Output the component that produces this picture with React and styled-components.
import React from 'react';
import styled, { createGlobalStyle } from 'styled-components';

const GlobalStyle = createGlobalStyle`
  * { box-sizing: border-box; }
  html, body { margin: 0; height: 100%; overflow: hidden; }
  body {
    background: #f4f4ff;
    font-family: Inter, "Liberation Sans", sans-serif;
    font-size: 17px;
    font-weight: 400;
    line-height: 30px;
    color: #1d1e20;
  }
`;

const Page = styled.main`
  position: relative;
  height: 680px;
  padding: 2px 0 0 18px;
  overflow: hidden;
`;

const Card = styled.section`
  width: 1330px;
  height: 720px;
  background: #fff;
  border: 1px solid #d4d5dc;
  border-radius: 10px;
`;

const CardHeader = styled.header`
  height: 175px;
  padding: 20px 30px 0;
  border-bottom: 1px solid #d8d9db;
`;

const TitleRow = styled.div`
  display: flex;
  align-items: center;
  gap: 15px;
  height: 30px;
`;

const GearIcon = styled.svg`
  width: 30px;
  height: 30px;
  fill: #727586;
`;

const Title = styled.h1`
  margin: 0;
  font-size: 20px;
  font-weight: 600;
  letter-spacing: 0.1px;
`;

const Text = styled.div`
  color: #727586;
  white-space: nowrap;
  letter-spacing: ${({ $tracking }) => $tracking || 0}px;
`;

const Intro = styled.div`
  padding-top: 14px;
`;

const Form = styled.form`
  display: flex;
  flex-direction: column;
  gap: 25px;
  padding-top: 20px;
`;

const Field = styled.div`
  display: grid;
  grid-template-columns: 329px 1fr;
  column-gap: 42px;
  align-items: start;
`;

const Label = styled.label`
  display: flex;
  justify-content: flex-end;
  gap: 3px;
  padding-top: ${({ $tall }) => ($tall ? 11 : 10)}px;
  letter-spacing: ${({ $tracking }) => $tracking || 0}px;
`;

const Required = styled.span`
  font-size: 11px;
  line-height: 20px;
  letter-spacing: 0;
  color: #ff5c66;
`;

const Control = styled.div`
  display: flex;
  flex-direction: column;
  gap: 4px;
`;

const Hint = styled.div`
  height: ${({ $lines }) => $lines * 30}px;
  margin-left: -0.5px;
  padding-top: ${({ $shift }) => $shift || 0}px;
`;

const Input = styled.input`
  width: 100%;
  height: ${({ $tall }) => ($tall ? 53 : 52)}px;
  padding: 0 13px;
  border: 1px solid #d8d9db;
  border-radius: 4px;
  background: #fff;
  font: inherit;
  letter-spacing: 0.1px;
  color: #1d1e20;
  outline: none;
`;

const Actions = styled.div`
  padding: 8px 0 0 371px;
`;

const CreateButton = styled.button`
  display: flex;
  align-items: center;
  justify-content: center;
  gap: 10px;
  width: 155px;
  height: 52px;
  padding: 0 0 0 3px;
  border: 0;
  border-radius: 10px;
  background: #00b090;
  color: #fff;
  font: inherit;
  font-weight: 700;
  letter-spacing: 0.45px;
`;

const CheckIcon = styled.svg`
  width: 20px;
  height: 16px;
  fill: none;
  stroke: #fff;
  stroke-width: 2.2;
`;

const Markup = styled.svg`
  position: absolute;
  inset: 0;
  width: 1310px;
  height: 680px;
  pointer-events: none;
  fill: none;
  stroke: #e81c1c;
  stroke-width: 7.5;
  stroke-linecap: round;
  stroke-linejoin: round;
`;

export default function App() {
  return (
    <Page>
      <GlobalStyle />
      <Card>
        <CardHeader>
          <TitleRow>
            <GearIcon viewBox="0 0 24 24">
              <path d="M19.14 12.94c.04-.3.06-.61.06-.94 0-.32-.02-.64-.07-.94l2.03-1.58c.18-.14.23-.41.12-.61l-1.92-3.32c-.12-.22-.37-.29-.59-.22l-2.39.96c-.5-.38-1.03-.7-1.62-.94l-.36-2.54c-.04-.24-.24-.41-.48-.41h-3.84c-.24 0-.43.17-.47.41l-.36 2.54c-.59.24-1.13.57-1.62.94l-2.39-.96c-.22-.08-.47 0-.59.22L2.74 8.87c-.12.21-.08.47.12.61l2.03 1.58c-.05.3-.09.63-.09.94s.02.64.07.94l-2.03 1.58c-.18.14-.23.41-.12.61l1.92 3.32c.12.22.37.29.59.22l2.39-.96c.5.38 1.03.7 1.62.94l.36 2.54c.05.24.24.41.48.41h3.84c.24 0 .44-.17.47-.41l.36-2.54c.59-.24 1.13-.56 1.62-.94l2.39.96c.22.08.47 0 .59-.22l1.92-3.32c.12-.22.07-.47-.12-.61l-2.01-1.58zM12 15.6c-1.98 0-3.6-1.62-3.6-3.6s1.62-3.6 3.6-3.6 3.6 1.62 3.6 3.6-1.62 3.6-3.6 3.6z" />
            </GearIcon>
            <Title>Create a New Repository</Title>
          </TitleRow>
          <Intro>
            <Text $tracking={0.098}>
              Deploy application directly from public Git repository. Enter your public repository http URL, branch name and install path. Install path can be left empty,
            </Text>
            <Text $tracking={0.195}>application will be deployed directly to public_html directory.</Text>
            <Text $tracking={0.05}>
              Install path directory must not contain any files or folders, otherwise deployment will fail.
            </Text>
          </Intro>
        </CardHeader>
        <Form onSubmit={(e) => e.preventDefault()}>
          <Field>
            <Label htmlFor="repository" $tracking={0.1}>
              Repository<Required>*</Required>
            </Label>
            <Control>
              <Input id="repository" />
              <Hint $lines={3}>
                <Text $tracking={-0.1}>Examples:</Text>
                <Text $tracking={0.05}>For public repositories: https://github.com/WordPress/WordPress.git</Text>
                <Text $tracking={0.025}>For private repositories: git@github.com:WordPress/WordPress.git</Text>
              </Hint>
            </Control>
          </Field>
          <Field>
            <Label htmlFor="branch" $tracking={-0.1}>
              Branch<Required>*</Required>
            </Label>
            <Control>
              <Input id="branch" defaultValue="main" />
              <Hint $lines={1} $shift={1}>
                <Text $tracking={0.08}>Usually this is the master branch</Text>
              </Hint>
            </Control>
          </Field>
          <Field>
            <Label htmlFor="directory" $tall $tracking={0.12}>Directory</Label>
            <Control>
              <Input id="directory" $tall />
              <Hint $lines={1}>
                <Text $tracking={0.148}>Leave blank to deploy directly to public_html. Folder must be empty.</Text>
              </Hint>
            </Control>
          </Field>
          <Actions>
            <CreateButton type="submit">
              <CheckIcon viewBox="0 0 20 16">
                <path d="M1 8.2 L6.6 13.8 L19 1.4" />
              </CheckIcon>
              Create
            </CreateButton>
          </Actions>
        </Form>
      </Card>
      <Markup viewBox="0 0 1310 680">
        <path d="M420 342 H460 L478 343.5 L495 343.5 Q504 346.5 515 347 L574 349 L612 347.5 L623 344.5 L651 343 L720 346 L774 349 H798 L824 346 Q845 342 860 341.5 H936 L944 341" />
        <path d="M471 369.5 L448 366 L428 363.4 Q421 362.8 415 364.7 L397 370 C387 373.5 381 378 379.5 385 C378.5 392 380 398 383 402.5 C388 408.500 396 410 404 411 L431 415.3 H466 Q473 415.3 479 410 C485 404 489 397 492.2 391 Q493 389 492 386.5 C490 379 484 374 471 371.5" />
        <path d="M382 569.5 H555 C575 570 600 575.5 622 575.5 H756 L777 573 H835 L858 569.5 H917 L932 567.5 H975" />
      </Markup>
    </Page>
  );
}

────────────────────────────────────────

• PROBLEM TO WORK ON: All of the data shown above must be copied exactly.

• RESULT OF THIS TASK:
Output the component that produces this picture with React and styled-components.
import React from 'react';
import styled, { createGlobalStyle } from 'styled-components';

const GlobalStyle = createGlobalStyle`
  * { box-sizing: border-box; }
  html, body { margin: 0; height: 100%; overflow: hidden; }
  body {
    background: #f4f4ff;
    font-family: Inter, "Liberation Sans", sans-serif;
    font-size: 17px;
    font-weight: 400;
    line-height: 30px;
    color: #1d1e20;
  }
`;

const Page = styled.main`
  position: relative;
  height: 680px;
  padding: 2px 0 0 18px;
  overflow: hidden;
`;

const Card = styled.section`
  width: 1330px;
  height: 720px;
  background: #fff;
  border: 1px solid #d4d5dc;
  border-radius: 10px;
`;

const CardHeader = styled.header`
  height: 175px;
  padding: 20px 30px 0;
  border-bottom: 1px solid #d8d9db;
`;

const TitleRow = styled.div`
  display: flex;
  align-items: center;
  gap: 15px;
  height: 30px;
`;

const GearIcon = styled.svg`
  width: 30px;
  height: 30px;
  fill: #727586;
`;

const Title = styled.h1`
  margin: 0;
  font-size: 20px;
  font-weight: 600;
  letter-spacing: 0.1px;
`;

const Text = styled.div`
  color: #727586;
  white-space: nowrap;
  letter-spacing: ${({ $tracking }) => $tracking || 0}px;
`;

const Intro = styled.div`
  padding-top: 14px;
`;

const Form = styled.form`
  display: flex;
  flex-direction: column;
  gap: 25px;
  padding-top: 20px;
`;

const Field = styled.div`
  display: grid;
  grid-template-columns: 329px 1fr;
  column-gap: 42px;
  align-items: start;
`;

const Label = styled.label`
  display: flex;
  justify-content: flex-end;
  gap: 3px;
  padding-top: ${({ $tall }) => ($tall ? 11 : 10)}px;
  letter-spacing: ${({ $tracking }) => $tracking || 0}px;
`;

const Required = styled.span`
  font-size: 11px;
  line-height: 20px;
  letter-spacing: 0;
  color: #ff5c66;
`;

const Control = styled.div`
  display: flex;
  flex-direction: column;
  gap: 4px;
`;

const Hint = styled.div`
  height: ${({ $lines }) => $lines * 30}px;
  margin-left: -0.5px;
  padding-top: ${({ $shift }) => $shift || 0}px;
`;

const Input = styled.input`
  width: 100%;
  height: ${({ $tall }) => ($tall ? 53 : 52)}px;
  padding: 0 13px;
  border: 1px solid #d8d9db;
  border-radius: 4px;
  background: #fff;
  font: inherit;
  letter-spacing: 0.1px;
  color: #1d1e20;
  outline: none;
`;

const Actions = styled.div`
  padding: 8px 0 0 371px;
`;

const CreateButton = styled.button`
  display: flex;
  align-items: center;
  justify-content: center;
  gap: 10px;
  width: 155px;
  height: 52px;
  padding: 0 0 0 3px;
  border: 0;
  border-radius: 10px;
  background: #00b090;
  color: #fff;
  font: inherit;
  font-weight: 700;
  letter-spacing: 0.45px;
`;

const CheckIcon = styled.svg`
  width: 20px;
  height: 16px;
  fill: none;
  stroke: #fff;
  stroke-width: 2.2;
`;

const Markup = styled.svg`
  position: absolute;
  inset: 0;
  width: 1310px;
  height: 680px;
  pointer-events: none;
  fill: none;
  stroke: #e81c1c;
  stroke-width: 7.5;
  stroke-linecap: round;
  stroke-linejoin: round;
`;

export default function App() {
  return (
    <Page>
      <GlobalStyle />
      <Card>
        <CardHeader>
          <TitleRow>
            <GearIcon viewBox="0 0 24 24">
              <path d="M19.14 12.94c.04-.3.06-.61.06-.94 0-.32-.02-.64-.07-.94l2.03-1.58c.18-.14.23-.41.12-.61l-1.92-3.32c-.12-.22-.37-.29-.59-.22l-2.39.96c-.5-.38-1.03-.7-1.62-.94l-.36-2.54c-.04-.24-.24-.41-.48-.41h-3.84c-.24 0-.43.17-.47.41l-.36 2.54c-.59.24-1.13.57-1.62.94l-2.39-.96c-.22-.08-.47 0-.59.22L2.74 8.87c-.12.21-.08.47.12.61l2.03 1.58c-.05.3-.09.63-.09.94s.02.64.07.94l-2.03 1.58c-.18.14-.23.41-.12.61l1.92 3.32c.12.22.37.29.59.22l2.39-.96c.5.38 1.03.7 1.62.94l.36 2.54c.05.24.24.41.48.41h3.84c.24 0 .44-.17.47-.41l.36-2.54c.59-.24 1.13-.56 1.62-.94l2.39.96c.22.08.47 0 .59-.22l1.92-3.32c.12-.22.07-.47-.12-.61l-2.01-1.58zM12 15.6c-1.98 0-3.6-1.62-3.6-3.6s1.62-3.6 3.6-3.6 3.6 1.62 3.6 3.6-1.62 3.6-3.6 3.6z" />
            </GearIcon>
            <Title>Create a New Repository</Title>
          </TitleRow>
          <Intro>
            <Text $tracking={0.098}>
              Deploy application directly from public Git repository. Enter your public repository http URL, branch name and install path. Install path can be left empty,
            </Text>
            <Text $tracking={0.195}>application will be deployed directly to public_html directory.</Text>
            <Text $tracking={0.05}>
              Install path directory must not contain any files or folders, otherwise deployment will fail.
            </Text>
          </Intro>
        </CardHeader>
        <Form onSubmit={(e) => e.preventDefault()}>
          <Field>
            <Label htmlFor="repository" $tracking={0.1}>
              Repository<Required>*</Required>
            </Label>
            <Control>
              <Input id="repository" />
              <Hint $lines={3}>
                <Text $tracking={-0.1}>Examples:</Text>
                <Text $tracking={0.05}>For public repositories: https://github.com/WordPress/WordPress.git</Text>
                <Text $tracking={0.025}>For private repositories: git@github.com:WordPress/WordPress.git</Text>
              </Hint>
            </Control>
          </Field>
          <Field>
            <Label htmlFor="branch" $tracking={-0.1}>
              Branch<Required>*</Required>
            </Label>
            <Control>
              <Input id="branch" defaultValue="main" />
              <Hint $lines={1} $shift={1}>
                <Text $tracking={0.08}>Usually this is the master branch</Text>
              </Hint>
            </Control>
          </Field>
          <Field>
            <Label htmlFor="directory" $tall $tracking={0.12}>Directory</Label>
            <Control>
              <Input id="directory" $tall />
              <Hint $lines={1}>
                <Text $tracking={0.148}>Leave blank to deploy directly to public_html. Folder must be empty.</Text>
              </Hint>
            </Control>
          </Field>
          <Actions>
            <CreateButton type="submit">
              <CheckIcon viewBox="0 0 20 16">
                <path d="M1 8.2 L6.6 13.8 L19 1.4" />
              </CheckIcon>
              Create
            </CreateButton>
          </Actions>
        </Form>
      </Card>
      <Markup viewBox="0 0 1310 680">
        <path d="M420 342 H460 L478 343.5 L495 343.5 Q504 346.5 515 347 L574 349 L612 347.5 L623 344.5 L651 343 L720 346 L774 349 H798 L824 346 Q845 342 860 341.5 H936 L944 341" />
        <path d="M471 369.5 L448 366 L428 363.4 Q421 362.8 415 364.7 L397 370 C387 373.5 381 378 379.5 385 C378.5 392 380 398 383 402.5 C388 408.500 396 410 404 411 L431 415.3 H466 Q473 415.3 479 410 C485 404 489 397 492.2 391 Q493 389 492 386.5 C490 379 484 374 471 371.5" />
        <path d="M382 569.5 H555 C575 570 600 575.5 622 575.5 H756 L777 573 H835 L858 569.5 H917 L932 567.5 H975" />
      </Markup>
    </Page>
  );
}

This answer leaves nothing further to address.